Design Dropbox

Introduction

Dropbox-class systems are two-layer: a metadata plane (trees, versions, ACLs, journal) and a blob plane (content-addressed, cheap, replicated object storage). Interviewers watch whether you chunk and dedupe before you talk about databases, and whether you separate “what changed in the tree” from “where the bytes live.”

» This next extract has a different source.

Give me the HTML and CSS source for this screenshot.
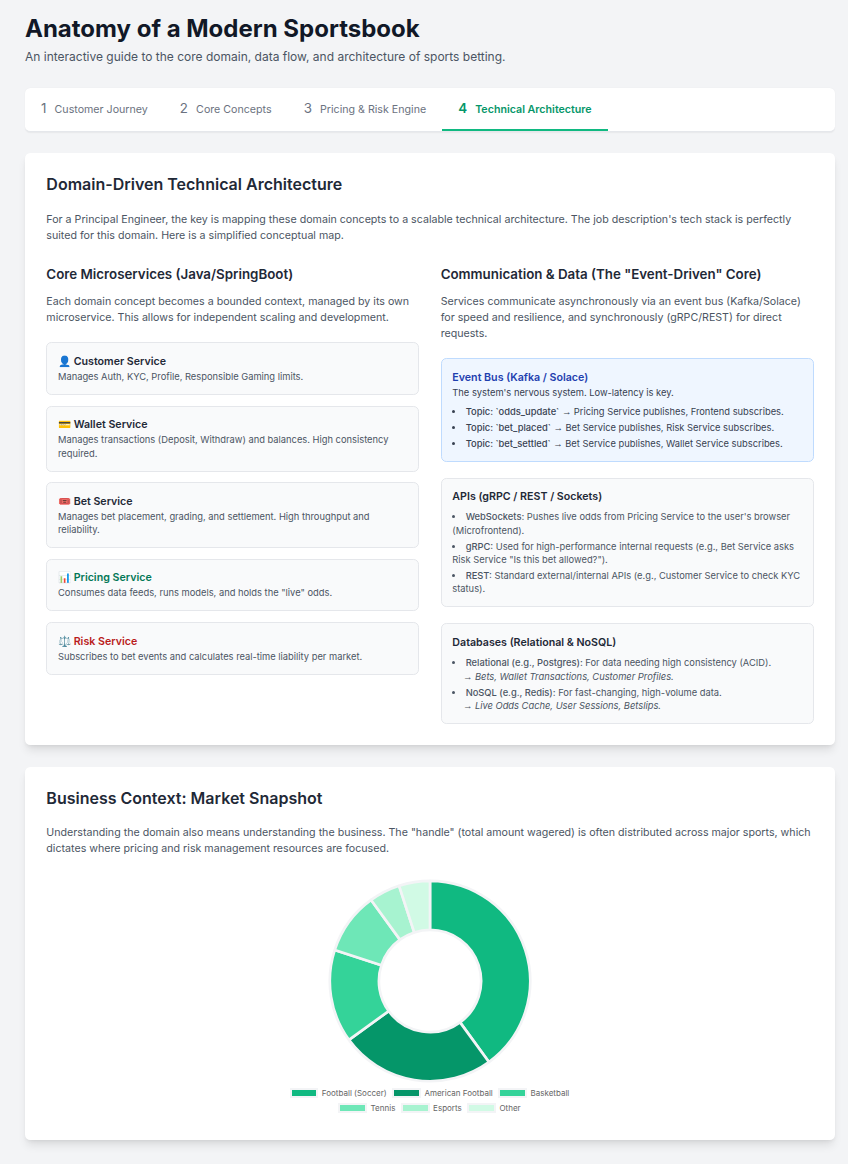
FILE: index.html
```html
<!DOCTYPE html>
<html lang="en">
<head>
<meta charset="utf-8">
<title>Anatomy of a Modern Sportsbook</title>
<link rel="stylesheet" href="styles.css">
</head>
<body>
<div class="page">
  <header class="header">
    <h1>Anatomy of a Modern Sportsbook</h1>
    <p>An interactive guide to the core domain, data flow, and architecture of sports betting.</p>
  </header>
  <nav class="tabs">
    <a class="tab"><span class="num">1</span>Customer Journey</a>
    <a class="tab"><span class="num">2</span>Core Concepts</a>
    <a class="tab"><span class="num">3</span>Pricing &amp; Risk Engine</a>
    <a class="tab active"><span class="num">4</span>Technical Architecture</a>
  </nav>
  <section class="card">
    <h2>Domain-Driven Technical Architecture</h2>
    <p class="lead">For a Principal Engineer, the key is mapping these domain concepts to a scalable technical architecture. The job description's tech stack is perfectly suited for this domain. Here is a simplified conceptual map.</p>
    <div class="columns">
      <div>
        <h3>Core Microservices (Java/SpringBoot)</h3>
        <p class="intro">Each domain concept becomes a bounded context, managed by its own microservice. This allows for independent scaling and development.</p>
        <div class="stack services">
          <div class="box"><h4>👤 Customer Service</h4><p>Manages Auth, KYC, Profile, Responsible Gaming limits.</p></div>
          <div class="box"><h4>💳 Wallet Service</h4><p>Manages transactions (Deposit, Withdraw) and balances. High consistency required.</p></div>
          <div class="box"><h4>🎟️ Bet Service</h4><p>Manages bet placement, grading, and settlement. High throughput and reliability.</p></div>
          <div class="box"><h4 class="green">📊 Pricing Service</h4><p>Consumes data feeds, runs models, and holds the "live" odds.</p></div>
          <div class="box"><h4 class="red">⚖️ Risk Service</h4><p>Subscribes to bet events and calculates real-time liability per market.</p></div>
        </div>
      </div>
      <div>
        <h3>Communication &amp; Data (The "Event-Driven" Core)</h3>
        <p class="intro">Services communicate asynchronously via an event bus (Kafka/Solace) for speed and resilience, and synchronously (gRPC/REST) for direct requests.</p>
        <div class="stack">
          <div class="box bus">
            <h4>Event Bus (Kafka / Solace)</h4>
            <p>The system's nervous system. Low-latency is key.</p>
            <ul>
              <li><b>Topic: `odds_update`</b> <i class="arrow">→</i> Pricing Service publishes, Frontend subscribes.</li>
              <li><b>Topic: `bet_placed`</b> <i class="arrow">→</i> Bet Service publishes, Risk Service subscribes.</li>
              <li><b>Topic: `bet_settled`</b> <i class="arrow">→</i> Bet Service publishes, Wallet Service subscribes.</li>
            </ul>
          </div>
          <div class="box">
            <h4>APIs (gRPC / REST / Sockets)</h4>
            <ul>
              <li><b>WebSockets:</b> Pushes live odds from Pricing Service to the user's browser (Microfrontend).</li>
              <li><b>gRPC:</b> Used for high-performance internal requests (e.g., Bet Service asks Risk Service "Is this bet allowed?").</li>
              <li><b>REST:</b> Standard external/internal APIs (e.g., Customer Service to check KYC status).</li>
            </ul>
          </div>
          <div class="box">
            <h4>Databases (Relational &amp; NoSQL)</h4>
            <ul>
              <li><b>Relational (e.g., Postgres):</b> For data needing high consistency (ACID).<br><span class="example"><i class="arrow">→</i> Bets, Wallet Transactions, Customer Profiles.</span></li>
              <li><b>NoSQL (e.g., Redis):</b> For fast-changing, high-volume data.<br><span class="example"><i class="arrow">→</i> Live Odds Cache, User Sessions, Betslips.</span></li>
            </ul>
          </div>
        </div>
      </div>
    </div>
  </section>
  <section class="card market">
    <h2>Business Context: Market Snapshot</h2>
    <p class="lead">Understanding the domain also means understanding the business. The "handle" (total amount wagered) is often distributed across major sports, which dictates where pricing and risk management resources are focused.</p>
    <div class="chart">
      <svg class="donut" viewBox="-101.8 -101.8 203.6 203.6" width="204" height="204">
        <g stroke="#f3f4f6" stroke-width="2.67" stroke-linejoin="bevel">
          <path fill="#10b981" d="M0-100A100 100 0 0 1 58.78 80.9L30 41.26A51 51 0 0 0 0-51Z"/>
          <path fill="#059669" d="M58.78 80.9A100 100 0 0 1-80.9 58.78L-41.26 30A51 51 0 0 0 30 41.26Z"/>
          <path fill="#34d399" d="M-80.9 58.78A100 100 0 0 1-95.11-30.9L-48.5-15.76A51 51 0 0 0-41.26 30Z"/>
          <path fill="#6ee7b7" d="M-95.11-30.9A100 100 0 0 1-58.78-80.9L-30-41.26A51 51 0 0 0-48.5-15.76Z"/>
          <path fill="#a7f3d0" d="M-58.78-80.9A100 100 0 0 1-30.9-95.11L-15.76-48.5A51 51 0 0 0-30-41.26Z"/>
          <path fill="#d1fae5" d="M-30.9-95.11A100 100 0 0 1 0-100L0-51A51 51 0 0 0-15.76-48.5Z"/>
        </g>
      </svg>
      <div class="legend">
        <div class="row"><span class="key k1">Football (Soccer)</span><span class="key k2">American Football</span><span class="key k3">Basketball</span></div>
        <div class="row"><span class="key k4">Tennis</span><span class="key k5">Esports</span><span class="key k6">Other</span></div>
      </div>
    </div>
  </section>
</div>
</body>
</html>
```
FILE: styles.css
```css
*, *::before { box-sizing: border-box; margin: 0; padding: 0; }
body {
  background: #f3f4f6;
  color: #1f2937;
  font: 10.667px/16px Inter, "Liberation Sans", sans-serif;
}
.page { padding: 16px 13px 24px 25px; }
.header { margin-bottom: 21.33px; }
.header h1 { font-size: 24px; line-height: 26.67px; font-weight: 700; color: #111827; }
.header p { margin-top: 5.33px; font-size: 12px; line-height: 18.67px; color: #4b5563; }

.tabs {
  display: flex;
  height: 43.67px;
  margin-bottom: 21.33px;
  background: #fff;
  border-bottom: 1px solid #e5e7eb;
  border-radius: 5.33px;
  box-shadow: 0 0.67px 1.33px rgba(0, 0, 0, 0.05);
}
.tab {
  display: flex;
  align-items: baseline;
  padding: 11.33px 16px 0;
  border-bottom: 2px solid transparent;
  color: #6b7280;
}
.tab .num { margin-right: 8.13px; font-size: 13.33px; line-height: 18.67px; }
.tab.active { color: #059669; border-color: #10b981; font-weight: 600; }

.card {
  margin-bottom: 21.33px;
  padding: 21.33px;
  background: #fff;
  border-radius: 5.33px;
  box-shadow: 0 6.67px 10px -2px rgba(0, 0, 0, 0.1), 0 2.67px 4px -2.67px rgba(0, 0, 0, 0.1);
}
h2 { font-size: 16px; line-height: 21.33px; font-weight: 600; }
.lead { margin-top: 16px; color: #4b5563; }
.columns {
  display: grid;
  grid-template-columns: 1fr 1fr;
  gap: 21.33px;
  margin-top: 21.33px;
}
h3 { font-size: 13.33px; line-height: 18.67px; font-weight: 600; }
.intro { margin-top: 10px; margin-bottom: 16.67px; color: #4b5563; }
.stack { display: flex; flex-direction: column; gap: 16px; }
.services { gap: 10.65px; }
.box {
  padding: 10.67px;
  background: #f9fafb;
  border: 1px solid #e5e7eb;
  border-radius: 5.33px;
  color: #4b5563;
  font-size: 9.333px;
  line-height: 13.32px;
}
.box h4 { font-size: 10.667px; line-height: 16px; font-weight: 600; color: #1f2937; }
.box .green { color: #047857; }
.box .red { color: #b91c1c; }
.box ul { margin-top: 5.33px; list-style: disc inside; }
.box li + li { margin-top: 2.67px; }
.box b { font-weight: 500; }
.bus { background: #eff6ff; border-color: #bfdbfe; color: #374151; }
.bus h4 { color: #1e40af; }
.example { margin-left: 10.67px; font-style: italic; }
.arrow { font-family: "Liberation Sans", sans-serif; font-style: normal; line-height: 1; }

.market { height: 373px; margin-bottom: 0; }
.chart { display: flex; flex-direction: column; align-items: center; margin-top: 21.33px; }
.donut { display: block; }
.legend { display: flex; flex-direction: column; gap: 5px; margin-top: 5px; }
.row { display: flex; justify-content: center; gap: 6.6px; }
.key {
  display: flex;
  align-items: center;
  gap: 3.5px;
  font-size: 8px;
  line-height: 10px;
  color: #666;
}
.key::before {
  content: "";
  width: 28.67px;
  height: 10px;
  margin-left: -1px;
  border: 2px solid #f3f4f6;
}
.k1::before { background: #10b981; }
.k2::before { background: #059669; }
.k3::before { background: #34d399; }
.k4::before { background: #6ee7b7; }
.k5::before { background: #a7f3d0; }
.k6::before { background: #d1fae5; }
```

Weak answers stop at “S3 for files, Postgres for metadata.” Strong answers walk sync (cursor, conflicts), sharing (ACL on every read), and GC (chunk refcount after delete).

How to approach

Clarify real-time co-editing vs file sync—scope changes the answer. Sketch namespace per user or team, change journal with monotonic seq, chunk upload with content hash, then conflict policy. Search is async—mention after core sync.

Interview tips

• Content addressing: Chunks named by hash—dedup across users and versions; refcount for GC.
• Journal beats mtime: Relying only on timestamps loses when clocks skew—server sequence + client vector is the grown-up story.
• Sharing: Effective permission = ACL + inheritance; cache per-user permission views with TTL; revoke must invalidate quickly.
• Bandwidth: Delta sync for large files where product allows—rsync-style rolling hash; block-level diff—not always in scope for 45 minutes but name it.
• Listing huge folders: Pagination, cursor, lazy expansion—never return 1M children in one response.

Capacity estimation

Topic	Angle
Metadata	Many small rows; shard by user_id / team_id / namespace_id
Blobs	EB-scale; egress cost dominates; CDN for shared links
Sync ops	Often exceed raw uploads—notification path must be cheap
Dedup ratio	Enterprise saves storage—refcount correctness must hold

Implications: Metadata QPS drives sharding; hot folders need rate limits and efficient fan-out of change notifications.

High-level architecture

Desktop/mobile clients keep a local mirror + journal cursor. Metadata service (strongly consistent per shard) owns paths, file versions, chunk lists, sharing edges. Blob storage (S3-class) stores immutable chunks by hash. Notification service tells clients “something changed” so they pull delta from metadata API. Search indexer consumes async events—off hot path.

Who owns what:

• Metadata API — Authoritative tree; transactional commit of new version; lists changes since cursor.
• Chunk gateway — Pre-signed uploads; verifies hash on complete; dedup skip if chunk exists.
• Object store — Durability; lifecycle to cold tier; encryption at rest.
• ACL service — Resolves share → effective access; cached with careful invalidation.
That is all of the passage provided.